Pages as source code
[START]

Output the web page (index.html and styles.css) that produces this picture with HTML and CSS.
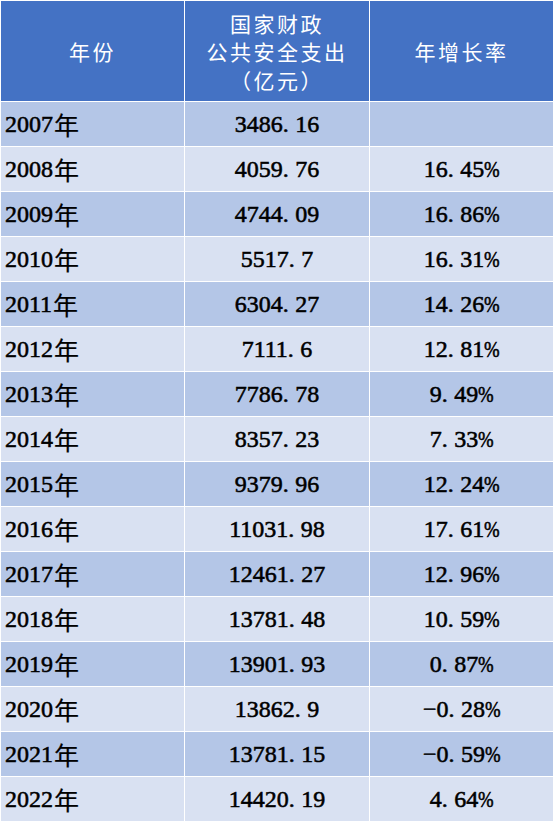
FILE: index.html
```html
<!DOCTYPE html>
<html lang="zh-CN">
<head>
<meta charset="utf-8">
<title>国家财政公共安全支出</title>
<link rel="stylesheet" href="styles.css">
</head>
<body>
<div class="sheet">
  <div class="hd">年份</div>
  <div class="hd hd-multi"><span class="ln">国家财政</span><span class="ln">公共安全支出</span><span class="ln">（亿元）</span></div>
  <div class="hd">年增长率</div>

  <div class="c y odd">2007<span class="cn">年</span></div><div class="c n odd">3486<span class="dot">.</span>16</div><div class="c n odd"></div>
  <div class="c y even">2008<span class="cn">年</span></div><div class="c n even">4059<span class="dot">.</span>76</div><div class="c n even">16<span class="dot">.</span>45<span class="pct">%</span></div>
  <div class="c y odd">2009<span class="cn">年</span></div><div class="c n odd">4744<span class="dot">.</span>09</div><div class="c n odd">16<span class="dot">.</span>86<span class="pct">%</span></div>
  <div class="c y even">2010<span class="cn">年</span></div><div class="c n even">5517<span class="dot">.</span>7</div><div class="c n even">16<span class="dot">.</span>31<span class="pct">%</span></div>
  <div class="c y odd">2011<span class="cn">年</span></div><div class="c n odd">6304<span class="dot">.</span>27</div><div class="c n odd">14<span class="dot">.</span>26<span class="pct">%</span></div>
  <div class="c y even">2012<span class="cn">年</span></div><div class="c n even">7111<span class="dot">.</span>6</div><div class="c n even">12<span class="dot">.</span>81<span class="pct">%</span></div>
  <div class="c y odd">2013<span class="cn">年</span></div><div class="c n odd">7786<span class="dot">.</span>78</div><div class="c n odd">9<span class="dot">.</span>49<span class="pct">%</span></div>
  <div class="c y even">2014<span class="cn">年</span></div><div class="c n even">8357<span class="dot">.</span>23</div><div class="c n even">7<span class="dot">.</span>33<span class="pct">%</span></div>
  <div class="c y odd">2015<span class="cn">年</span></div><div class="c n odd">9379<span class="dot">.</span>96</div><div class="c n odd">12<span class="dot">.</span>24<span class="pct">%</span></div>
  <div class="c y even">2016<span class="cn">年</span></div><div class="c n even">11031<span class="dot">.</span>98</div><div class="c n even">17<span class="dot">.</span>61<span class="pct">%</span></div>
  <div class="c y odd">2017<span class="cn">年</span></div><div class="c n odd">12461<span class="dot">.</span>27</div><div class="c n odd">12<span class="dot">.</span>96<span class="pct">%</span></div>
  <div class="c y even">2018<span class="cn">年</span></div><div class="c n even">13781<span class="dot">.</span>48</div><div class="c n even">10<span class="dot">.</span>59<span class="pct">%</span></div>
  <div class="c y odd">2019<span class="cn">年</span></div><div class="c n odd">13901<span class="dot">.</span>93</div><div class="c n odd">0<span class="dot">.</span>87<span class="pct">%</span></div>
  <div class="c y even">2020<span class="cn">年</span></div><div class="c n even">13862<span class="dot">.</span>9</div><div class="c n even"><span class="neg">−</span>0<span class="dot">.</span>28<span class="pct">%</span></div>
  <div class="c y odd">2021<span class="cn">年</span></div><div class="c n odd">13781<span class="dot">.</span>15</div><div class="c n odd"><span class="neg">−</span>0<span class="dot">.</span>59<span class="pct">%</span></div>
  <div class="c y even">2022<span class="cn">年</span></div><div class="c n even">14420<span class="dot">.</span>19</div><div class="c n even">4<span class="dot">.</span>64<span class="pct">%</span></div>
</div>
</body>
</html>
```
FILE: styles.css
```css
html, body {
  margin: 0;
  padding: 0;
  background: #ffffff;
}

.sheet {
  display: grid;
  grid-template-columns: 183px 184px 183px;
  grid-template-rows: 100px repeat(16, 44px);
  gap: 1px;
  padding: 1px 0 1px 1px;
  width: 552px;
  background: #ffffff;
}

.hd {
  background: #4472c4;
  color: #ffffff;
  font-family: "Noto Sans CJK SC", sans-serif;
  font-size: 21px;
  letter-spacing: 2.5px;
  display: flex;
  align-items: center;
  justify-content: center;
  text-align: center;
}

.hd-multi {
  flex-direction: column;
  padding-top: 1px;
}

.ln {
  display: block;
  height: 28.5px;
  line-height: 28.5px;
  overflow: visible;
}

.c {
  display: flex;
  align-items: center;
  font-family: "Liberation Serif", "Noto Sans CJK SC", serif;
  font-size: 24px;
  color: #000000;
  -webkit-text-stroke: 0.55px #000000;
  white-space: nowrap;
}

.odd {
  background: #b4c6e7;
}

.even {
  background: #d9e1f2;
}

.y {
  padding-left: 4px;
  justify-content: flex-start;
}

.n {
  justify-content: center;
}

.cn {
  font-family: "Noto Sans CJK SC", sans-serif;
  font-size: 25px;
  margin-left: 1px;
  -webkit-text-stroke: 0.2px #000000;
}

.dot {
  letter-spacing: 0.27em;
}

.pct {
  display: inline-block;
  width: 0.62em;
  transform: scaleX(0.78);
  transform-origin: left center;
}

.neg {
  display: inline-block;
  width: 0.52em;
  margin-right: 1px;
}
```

[END]
[START]

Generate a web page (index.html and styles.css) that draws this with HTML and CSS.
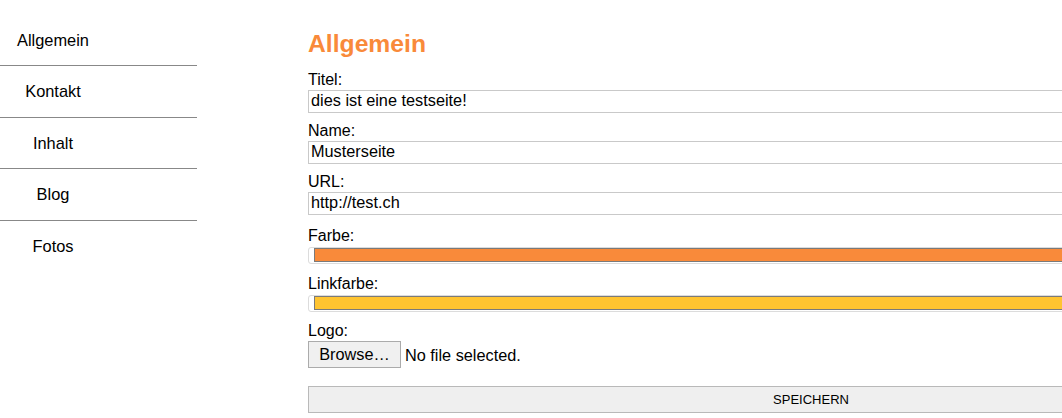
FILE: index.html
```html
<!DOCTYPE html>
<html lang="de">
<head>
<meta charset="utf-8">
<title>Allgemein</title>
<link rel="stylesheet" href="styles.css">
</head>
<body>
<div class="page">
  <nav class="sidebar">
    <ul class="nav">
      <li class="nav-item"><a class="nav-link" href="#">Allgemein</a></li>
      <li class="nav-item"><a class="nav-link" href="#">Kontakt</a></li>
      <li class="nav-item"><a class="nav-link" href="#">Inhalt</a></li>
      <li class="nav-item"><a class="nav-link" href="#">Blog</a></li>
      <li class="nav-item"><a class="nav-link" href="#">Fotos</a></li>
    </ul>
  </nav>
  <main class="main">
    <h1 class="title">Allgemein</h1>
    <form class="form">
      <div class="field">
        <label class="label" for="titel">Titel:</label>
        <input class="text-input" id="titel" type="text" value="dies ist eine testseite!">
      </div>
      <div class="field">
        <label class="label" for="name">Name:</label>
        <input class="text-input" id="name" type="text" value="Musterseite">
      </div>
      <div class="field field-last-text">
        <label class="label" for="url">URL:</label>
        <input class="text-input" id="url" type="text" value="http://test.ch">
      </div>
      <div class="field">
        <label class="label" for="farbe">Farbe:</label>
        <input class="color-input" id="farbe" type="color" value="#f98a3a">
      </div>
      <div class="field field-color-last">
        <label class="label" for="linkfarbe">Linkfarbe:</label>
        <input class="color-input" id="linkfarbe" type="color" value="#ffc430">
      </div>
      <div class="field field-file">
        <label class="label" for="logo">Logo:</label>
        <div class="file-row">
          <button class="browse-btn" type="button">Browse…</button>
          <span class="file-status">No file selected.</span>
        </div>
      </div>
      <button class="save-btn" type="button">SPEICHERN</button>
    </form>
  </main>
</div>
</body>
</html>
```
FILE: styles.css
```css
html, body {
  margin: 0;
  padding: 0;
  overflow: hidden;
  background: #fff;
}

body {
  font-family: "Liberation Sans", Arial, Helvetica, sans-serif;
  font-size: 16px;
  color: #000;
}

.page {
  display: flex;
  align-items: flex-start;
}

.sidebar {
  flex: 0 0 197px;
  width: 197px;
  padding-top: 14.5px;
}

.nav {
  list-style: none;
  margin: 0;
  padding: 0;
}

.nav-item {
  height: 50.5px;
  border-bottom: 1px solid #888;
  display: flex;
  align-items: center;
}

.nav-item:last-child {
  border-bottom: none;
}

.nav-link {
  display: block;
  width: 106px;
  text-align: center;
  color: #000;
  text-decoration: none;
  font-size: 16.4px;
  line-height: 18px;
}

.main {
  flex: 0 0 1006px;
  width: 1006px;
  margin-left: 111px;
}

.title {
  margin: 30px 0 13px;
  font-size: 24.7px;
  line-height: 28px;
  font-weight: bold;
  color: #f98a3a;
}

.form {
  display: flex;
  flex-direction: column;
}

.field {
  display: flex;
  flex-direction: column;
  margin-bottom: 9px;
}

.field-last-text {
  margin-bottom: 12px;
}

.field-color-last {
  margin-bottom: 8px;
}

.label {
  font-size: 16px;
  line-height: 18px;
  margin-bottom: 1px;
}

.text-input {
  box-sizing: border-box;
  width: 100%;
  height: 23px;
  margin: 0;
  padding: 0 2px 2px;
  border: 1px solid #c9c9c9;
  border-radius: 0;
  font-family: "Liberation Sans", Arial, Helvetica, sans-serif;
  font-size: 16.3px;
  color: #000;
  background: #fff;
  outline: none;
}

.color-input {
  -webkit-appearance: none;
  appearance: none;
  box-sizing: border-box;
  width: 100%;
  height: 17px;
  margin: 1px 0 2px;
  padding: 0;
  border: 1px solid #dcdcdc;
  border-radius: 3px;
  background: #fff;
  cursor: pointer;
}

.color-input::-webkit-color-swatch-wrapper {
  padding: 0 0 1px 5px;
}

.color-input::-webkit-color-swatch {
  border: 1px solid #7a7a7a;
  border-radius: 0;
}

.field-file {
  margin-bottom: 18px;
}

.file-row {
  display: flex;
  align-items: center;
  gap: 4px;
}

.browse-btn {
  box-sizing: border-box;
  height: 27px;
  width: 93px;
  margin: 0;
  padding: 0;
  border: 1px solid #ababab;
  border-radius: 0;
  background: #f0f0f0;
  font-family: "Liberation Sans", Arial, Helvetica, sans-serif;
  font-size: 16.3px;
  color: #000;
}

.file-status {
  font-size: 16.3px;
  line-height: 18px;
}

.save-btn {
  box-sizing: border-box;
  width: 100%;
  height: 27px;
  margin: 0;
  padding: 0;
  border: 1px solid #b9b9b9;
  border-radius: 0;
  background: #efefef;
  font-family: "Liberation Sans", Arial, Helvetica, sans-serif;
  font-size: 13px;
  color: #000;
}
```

[END]

Instruction. Copy, from the material above, each line in which the string "that" occurs.

Result below.
Output the web page (index.html and styles.css) that produces this picture with HTML and CSS.
Generate a web page (index.html and styles.css) that draws this with HTML and CSS.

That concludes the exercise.